Allostatic load is a concept introduced by Sterling and Eyer in 1988 that describes how the body maintains balance by adapting to repeated stress over time14. Unlike broad population-level metrics of distress, allostatic load describes a highly individual biosocial mechanism as it tracks how a person’s physiology, including their hormones, immune system, and neural circuits, adjusts or falters during life. In contrast, environmental epigenetics helps us understand how shared or long-term social exposures, such as poverty, isolation, or early childhood adversity, can leave highly stable molecular marks, often across groups or generations (also known as intergenerational trauma).

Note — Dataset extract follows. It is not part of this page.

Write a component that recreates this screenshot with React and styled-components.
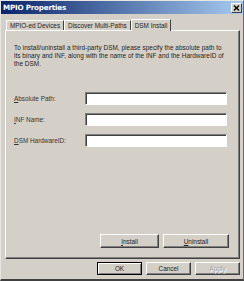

One striking example in model organisms showed that fruit flies, when raised in social isolation, were shaped by their lived experience. In this study, the investigators divided the flies into two groups: one group was kept together, and the other group was isolated. Interestingly, the flies exhibited normal behavior when housed in groups but showed impaired sleep and eating behavior when isolated from the other flies. When the investigators examined the fly heads, they found 214 genes, many of which were already known to be involved in eating behavior and sleep patterns15. The study was a remarkable demonstration that social influences have profound implications for underlying biology and suggests the role of biosocial experiences in precision medicine.

Concluding Remarks

It is insufficient to differentiate a disease based solely on its distinctive molecular characteristics and claim that the treatment is personalized. Scientific policy cannot continue to separate biology and biography in studies of disease risk and treatment response. The integration of biology and biography can be facilitated through advanced analytics, machine learning, and clinical decision support systems that enable researchers and clinicians to select the best treatment options for the individual while minimizing adverse effects. This multi-dimensional approach, which differentiates the disease from characteristics of the person, represents the core promise of personalized medicine. Moving beyond a one-size-fits-all treatment to therapy tailored to the unique biology of the disease and the biography of the person with the disease is key to progress medicine and uphold the implementation of Precision Medicine.